#### Given problem:
Count how many lines contain "components" and reply with that number only.

#### Data records:
● ● ●
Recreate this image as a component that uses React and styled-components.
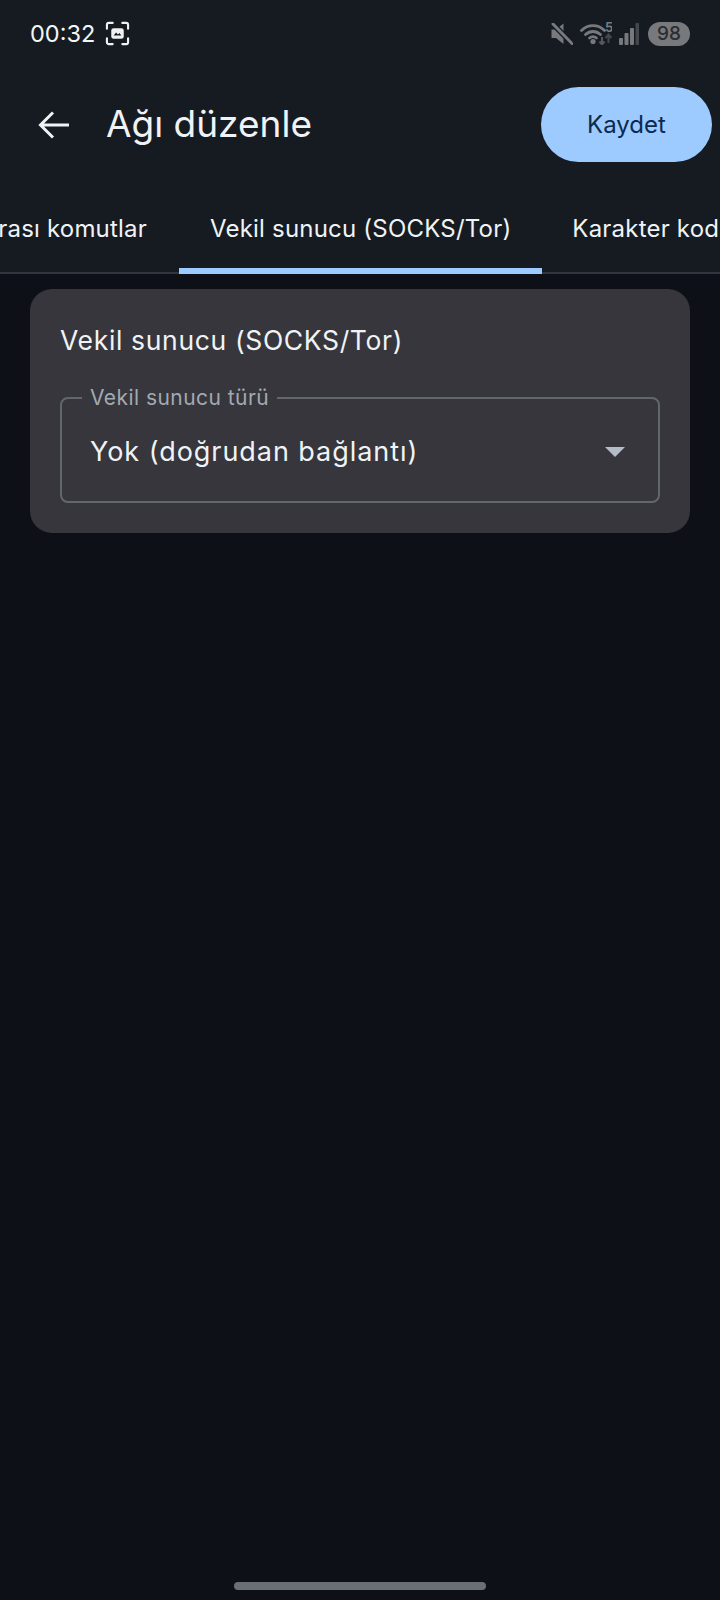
● ● ●
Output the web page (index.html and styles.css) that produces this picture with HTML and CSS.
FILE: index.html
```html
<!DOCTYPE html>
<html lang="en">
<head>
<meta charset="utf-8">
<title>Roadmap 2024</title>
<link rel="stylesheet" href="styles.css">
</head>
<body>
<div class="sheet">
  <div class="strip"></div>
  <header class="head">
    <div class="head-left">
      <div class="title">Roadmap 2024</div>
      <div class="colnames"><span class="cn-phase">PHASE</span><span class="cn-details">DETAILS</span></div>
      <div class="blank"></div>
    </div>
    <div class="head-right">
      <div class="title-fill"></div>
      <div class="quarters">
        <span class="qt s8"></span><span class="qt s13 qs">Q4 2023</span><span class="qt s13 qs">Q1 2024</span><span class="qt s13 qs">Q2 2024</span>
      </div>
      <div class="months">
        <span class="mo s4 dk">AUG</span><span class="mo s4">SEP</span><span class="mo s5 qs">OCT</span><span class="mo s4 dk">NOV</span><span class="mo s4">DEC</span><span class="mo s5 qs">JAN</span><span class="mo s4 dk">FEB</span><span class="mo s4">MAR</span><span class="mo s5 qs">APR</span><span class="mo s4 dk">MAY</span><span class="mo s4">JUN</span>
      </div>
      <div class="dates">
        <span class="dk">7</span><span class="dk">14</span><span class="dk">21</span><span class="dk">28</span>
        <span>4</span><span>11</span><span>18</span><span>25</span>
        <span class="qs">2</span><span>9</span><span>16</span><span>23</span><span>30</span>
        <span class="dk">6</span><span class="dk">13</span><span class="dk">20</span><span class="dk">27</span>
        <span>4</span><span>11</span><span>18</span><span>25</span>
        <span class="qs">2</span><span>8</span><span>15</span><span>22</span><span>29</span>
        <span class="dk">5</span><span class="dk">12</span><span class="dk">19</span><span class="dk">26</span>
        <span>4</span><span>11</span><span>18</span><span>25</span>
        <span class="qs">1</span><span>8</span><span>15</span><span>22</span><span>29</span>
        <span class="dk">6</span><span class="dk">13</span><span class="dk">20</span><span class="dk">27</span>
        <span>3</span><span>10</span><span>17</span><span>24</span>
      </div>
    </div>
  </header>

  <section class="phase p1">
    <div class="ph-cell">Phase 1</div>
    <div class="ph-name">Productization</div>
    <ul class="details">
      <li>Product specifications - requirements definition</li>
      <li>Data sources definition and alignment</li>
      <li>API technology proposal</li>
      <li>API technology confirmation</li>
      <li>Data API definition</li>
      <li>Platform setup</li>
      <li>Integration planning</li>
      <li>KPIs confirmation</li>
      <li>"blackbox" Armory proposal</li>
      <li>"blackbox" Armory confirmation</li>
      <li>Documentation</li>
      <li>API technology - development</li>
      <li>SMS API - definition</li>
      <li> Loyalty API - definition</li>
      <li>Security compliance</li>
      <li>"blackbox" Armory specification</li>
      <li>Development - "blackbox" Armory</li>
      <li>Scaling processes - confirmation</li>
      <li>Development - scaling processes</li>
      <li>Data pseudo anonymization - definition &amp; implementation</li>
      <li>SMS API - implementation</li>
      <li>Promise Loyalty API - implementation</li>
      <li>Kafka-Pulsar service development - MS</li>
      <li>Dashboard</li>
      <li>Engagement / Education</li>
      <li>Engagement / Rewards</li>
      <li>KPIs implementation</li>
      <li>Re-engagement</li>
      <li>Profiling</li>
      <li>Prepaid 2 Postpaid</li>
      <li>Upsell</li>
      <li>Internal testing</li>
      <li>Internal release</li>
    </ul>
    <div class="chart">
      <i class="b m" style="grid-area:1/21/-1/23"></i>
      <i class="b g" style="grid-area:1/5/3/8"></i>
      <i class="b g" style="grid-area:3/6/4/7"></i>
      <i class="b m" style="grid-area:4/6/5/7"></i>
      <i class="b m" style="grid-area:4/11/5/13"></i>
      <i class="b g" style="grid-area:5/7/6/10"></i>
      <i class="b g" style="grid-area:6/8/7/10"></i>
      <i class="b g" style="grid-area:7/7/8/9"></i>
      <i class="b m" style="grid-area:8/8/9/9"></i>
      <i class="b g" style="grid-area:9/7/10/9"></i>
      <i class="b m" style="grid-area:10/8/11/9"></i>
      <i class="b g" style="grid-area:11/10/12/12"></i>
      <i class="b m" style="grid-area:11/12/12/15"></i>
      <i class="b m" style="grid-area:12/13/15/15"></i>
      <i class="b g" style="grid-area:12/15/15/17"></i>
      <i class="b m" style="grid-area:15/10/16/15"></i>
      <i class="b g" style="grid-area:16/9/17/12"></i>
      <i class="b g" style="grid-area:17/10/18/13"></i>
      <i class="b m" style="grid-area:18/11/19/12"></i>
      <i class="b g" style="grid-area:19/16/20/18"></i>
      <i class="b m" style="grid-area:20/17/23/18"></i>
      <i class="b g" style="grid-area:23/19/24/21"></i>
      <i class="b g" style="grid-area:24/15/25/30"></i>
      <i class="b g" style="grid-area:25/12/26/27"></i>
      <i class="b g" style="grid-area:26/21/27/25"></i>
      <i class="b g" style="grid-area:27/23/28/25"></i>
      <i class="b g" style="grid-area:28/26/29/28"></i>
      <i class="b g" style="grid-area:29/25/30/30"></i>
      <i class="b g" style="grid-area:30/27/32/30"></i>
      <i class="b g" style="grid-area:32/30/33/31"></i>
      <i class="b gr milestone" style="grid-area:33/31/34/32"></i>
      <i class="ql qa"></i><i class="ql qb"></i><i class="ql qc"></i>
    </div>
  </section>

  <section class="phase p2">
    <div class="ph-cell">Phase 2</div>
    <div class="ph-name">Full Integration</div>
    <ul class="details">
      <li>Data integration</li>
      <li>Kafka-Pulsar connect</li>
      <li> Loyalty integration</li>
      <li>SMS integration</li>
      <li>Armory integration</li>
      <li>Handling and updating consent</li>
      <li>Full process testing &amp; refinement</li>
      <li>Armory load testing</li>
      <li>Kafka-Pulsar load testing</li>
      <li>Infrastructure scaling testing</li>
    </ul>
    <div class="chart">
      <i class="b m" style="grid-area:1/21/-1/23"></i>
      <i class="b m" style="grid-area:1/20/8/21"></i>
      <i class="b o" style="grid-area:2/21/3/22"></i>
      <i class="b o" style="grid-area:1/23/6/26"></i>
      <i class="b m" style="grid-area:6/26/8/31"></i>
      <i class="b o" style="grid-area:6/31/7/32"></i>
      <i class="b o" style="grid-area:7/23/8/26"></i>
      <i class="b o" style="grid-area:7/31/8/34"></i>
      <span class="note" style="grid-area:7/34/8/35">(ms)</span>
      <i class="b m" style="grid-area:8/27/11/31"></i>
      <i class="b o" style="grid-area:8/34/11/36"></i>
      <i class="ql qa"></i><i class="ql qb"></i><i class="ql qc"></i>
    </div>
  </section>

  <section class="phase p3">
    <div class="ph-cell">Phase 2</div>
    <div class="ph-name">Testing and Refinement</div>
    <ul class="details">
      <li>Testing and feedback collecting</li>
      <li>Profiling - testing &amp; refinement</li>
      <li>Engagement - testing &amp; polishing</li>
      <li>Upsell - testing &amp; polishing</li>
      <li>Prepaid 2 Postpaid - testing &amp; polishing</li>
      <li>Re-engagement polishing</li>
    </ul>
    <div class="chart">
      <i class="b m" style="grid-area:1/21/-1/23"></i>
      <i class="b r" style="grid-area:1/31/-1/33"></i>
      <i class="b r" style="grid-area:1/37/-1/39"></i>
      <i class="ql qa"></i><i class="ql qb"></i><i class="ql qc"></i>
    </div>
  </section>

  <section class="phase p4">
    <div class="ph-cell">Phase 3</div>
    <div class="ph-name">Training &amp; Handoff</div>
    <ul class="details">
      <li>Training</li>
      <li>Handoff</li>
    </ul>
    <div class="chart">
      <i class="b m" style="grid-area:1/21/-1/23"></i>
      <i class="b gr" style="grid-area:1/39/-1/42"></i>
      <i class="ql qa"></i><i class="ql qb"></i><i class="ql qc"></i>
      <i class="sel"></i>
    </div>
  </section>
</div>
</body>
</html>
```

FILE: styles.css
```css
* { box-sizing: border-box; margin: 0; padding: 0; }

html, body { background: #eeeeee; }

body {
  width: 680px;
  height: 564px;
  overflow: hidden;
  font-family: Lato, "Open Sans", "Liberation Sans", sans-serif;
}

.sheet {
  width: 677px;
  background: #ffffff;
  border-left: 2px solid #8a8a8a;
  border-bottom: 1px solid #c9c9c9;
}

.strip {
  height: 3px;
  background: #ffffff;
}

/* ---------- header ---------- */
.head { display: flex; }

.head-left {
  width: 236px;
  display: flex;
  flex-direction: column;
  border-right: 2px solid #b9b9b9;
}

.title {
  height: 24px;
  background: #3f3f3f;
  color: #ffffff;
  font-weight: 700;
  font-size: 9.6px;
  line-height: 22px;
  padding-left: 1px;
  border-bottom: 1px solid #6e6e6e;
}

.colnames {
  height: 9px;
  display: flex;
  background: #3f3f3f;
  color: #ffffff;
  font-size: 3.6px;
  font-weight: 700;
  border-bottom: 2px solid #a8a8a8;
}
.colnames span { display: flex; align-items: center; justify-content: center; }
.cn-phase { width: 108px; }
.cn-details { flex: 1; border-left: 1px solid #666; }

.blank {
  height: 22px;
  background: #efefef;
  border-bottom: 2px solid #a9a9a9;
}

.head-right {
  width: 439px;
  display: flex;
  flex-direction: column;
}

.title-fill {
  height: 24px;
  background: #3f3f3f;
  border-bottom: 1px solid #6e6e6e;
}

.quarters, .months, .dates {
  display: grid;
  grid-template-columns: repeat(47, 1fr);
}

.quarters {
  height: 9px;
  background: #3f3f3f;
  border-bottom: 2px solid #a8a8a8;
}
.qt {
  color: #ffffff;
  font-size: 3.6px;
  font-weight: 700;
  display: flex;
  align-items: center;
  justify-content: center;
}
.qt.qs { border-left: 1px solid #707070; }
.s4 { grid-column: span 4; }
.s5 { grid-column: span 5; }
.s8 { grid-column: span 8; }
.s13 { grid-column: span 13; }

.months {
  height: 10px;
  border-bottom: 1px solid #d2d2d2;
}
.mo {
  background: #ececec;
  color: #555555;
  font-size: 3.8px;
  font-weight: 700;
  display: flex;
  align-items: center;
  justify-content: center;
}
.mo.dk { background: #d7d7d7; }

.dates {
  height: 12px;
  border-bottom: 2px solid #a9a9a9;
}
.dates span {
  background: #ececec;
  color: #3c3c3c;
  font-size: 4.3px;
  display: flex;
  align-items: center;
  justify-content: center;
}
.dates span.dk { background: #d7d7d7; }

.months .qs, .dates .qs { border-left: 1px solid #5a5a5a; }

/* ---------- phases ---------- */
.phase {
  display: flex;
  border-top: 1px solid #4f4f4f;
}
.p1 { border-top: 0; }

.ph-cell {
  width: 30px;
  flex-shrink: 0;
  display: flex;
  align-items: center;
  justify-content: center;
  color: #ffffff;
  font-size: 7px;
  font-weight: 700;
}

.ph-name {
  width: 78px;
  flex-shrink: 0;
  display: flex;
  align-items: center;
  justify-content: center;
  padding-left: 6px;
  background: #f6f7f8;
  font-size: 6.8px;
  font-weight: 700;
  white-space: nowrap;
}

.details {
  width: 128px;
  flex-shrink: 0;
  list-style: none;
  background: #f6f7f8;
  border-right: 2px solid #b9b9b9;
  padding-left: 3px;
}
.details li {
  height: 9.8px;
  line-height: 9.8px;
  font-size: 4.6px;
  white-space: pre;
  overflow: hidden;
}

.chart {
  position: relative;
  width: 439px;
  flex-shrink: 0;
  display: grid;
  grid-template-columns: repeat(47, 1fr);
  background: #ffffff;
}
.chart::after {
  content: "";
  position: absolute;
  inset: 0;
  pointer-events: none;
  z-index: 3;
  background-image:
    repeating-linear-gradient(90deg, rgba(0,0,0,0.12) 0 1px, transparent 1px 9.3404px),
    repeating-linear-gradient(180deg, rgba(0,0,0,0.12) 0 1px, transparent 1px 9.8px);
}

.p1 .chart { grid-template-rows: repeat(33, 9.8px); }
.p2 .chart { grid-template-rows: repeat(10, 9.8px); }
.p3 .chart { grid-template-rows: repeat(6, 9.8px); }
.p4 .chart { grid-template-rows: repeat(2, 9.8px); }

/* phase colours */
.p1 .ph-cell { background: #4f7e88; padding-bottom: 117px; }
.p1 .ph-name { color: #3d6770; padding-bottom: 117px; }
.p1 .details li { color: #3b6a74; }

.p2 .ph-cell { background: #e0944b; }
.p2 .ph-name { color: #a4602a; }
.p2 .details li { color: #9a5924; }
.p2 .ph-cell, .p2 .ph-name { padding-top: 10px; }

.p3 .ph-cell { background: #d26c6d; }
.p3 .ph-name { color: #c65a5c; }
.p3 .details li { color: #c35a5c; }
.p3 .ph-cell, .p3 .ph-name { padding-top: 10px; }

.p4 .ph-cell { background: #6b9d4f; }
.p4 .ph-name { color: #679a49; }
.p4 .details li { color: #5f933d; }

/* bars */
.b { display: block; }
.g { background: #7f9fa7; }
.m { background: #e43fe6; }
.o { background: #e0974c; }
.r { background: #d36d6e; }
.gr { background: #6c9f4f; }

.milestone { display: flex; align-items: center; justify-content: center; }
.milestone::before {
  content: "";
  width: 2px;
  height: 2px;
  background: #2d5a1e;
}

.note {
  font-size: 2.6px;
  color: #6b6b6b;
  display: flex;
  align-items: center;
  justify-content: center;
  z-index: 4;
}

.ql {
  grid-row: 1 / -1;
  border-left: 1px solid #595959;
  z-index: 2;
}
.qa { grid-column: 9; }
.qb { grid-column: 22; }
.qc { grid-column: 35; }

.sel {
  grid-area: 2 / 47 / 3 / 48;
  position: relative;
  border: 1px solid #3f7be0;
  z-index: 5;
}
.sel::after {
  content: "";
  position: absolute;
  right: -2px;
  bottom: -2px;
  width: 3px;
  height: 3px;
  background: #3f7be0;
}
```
● ● ●
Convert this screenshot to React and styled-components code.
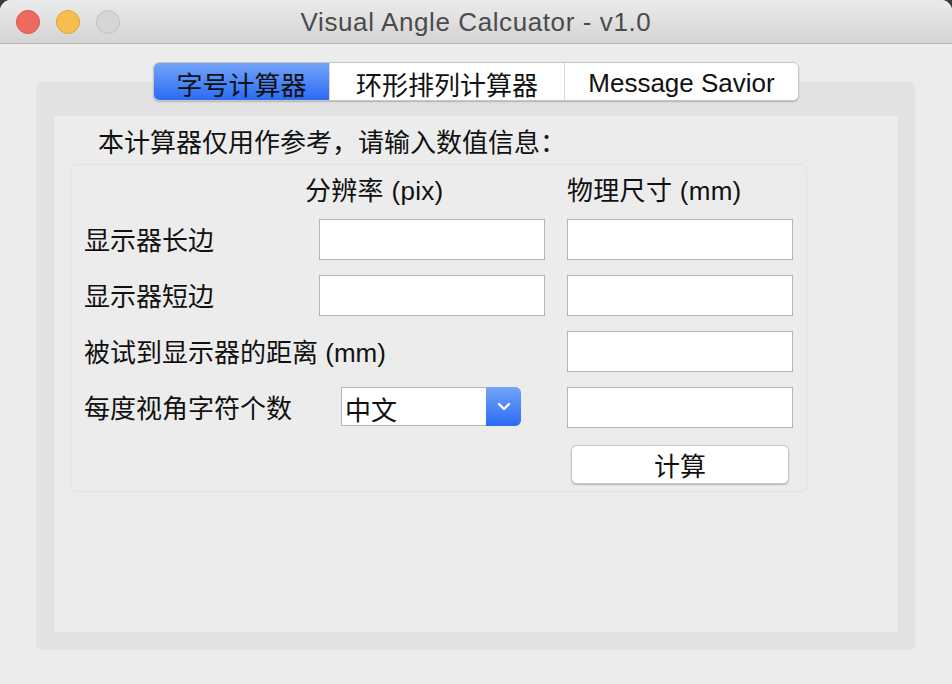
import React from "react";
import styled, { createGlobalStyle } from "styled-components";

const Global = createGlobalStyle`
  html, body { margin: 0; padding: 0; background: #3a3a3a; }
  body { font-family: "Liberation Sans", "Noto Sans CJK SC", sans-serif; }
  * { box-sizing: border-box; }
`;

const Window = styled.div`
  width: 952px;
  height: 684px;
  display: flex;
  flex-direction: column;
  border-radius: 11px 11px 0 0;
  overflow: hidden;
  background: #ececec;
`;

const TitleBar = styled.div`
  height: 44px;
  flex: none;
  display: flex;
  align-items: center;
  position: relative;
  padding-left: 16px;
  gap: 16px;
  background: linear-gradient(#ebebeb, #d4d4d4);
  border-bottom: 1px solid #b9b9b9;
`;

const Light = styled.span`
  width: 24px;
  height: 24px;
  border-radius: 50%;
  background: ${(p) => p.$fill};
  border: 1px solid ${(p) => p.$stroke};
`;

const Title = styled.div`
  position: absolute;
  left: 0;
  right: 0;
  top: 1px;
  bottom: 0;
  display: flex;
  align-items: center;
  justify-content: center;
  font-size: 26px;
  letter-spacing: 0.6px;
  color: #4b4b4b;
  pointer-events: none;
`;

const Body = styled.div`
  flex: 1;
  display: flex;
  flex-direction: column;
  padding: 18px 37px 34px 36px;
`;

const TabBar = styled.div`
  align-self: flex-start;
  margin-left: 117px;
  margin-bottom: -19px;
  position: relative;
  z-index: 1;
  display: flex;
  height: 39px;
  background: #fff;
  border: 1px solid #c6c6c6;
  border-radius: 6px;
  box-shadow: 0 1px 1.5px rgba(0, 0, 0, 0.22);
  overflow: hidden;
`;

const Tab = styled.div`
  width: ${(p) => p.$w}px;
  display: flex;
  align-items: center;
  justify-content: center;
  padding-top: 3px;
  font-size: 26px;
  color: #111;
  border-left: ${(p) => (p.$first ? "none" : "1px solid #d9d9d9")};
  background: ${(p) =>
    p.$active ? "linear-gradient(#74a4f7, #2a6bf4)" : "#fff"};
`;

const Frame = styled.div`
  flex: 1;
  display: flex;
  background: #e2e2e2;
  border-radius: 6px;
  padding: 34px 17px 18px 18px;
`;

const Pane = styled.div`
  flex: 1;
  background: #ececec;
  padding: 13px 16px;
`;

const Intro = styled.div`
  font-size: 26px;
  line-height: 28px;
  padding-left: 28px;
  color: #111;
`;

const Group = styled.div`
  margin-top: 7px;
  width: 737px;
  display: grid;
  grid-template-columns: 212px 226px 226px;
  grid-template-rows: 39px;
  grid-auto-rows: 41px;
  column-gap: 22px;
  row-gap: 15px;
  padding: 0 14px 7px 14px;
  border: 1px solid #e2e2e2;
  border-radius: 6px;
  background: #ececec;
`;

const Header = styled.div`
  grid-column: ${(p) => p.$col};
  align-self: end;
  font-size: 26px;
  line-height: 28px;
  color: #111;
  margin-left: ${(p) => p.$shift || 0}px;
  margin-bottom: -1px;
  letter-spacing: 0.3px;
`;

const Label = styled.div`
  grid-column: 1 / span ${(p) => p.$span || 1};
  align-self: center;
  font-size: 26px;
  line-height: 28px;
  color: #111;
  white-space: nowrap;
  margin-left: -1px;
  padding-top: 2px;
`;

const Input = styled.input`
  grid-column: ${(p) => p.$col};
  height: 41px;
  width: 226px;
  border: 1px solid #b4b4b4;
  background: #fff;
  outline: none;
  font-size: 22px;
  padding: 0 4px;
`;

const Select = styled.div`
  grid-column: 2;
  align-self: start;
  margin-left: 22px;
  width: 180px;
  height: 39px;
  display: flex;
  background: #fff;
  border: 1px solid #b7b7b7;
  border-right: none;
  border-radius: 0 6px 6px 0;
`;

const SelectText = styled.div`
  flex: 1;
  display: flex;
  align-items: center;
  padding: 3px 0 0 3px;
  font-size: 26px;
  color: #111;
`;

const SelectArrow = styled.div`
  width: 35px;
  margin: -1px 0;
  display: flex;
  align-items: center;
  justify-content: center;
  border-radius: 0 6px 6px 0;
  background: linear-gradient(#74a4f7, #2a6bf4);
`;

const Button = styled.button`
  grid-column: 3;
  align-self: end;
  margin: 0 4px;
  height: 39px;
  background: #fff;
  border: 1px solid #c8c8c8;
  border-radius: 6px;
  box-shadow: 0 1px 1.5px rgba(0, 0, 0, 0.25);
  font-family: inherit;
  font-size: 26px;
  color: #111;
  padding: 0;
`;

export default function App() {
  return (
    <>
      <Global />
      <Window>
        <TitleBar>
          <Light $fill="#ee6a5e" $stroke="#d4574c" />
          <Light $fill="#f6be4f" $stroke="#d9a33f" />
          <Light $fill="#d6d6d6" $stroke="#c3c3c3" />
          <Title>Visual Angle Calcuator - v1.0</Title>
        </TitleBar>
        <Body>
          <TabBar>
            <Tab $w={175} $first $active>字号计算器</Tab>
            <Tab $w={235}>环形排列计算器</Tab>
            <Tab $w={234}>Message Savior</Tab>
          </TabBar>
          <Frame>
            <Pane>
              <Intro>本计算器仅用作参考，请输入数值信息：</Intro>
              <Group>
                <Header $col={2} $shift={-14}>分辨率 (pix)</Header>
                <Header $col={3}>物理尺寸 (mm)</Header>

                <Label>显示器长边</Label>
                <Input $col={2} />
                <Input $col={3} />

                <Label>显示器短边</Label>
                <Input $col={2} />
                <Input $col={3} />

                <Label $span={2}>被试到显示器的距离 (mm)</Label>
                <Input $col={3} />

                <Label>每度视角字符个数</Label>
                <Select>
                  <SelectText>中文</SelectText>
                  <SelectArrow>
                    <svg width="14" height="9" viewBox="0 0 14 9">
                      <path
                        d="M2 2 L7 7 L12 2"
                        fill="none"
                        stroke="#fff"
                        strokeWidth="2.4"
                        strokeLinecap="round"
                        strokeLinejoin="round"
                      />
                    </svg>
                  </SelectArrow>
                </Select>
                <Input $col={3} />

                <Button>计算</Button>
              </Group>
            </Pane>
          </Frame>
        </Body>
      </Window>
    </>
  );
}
● ● ●
#### Result:
3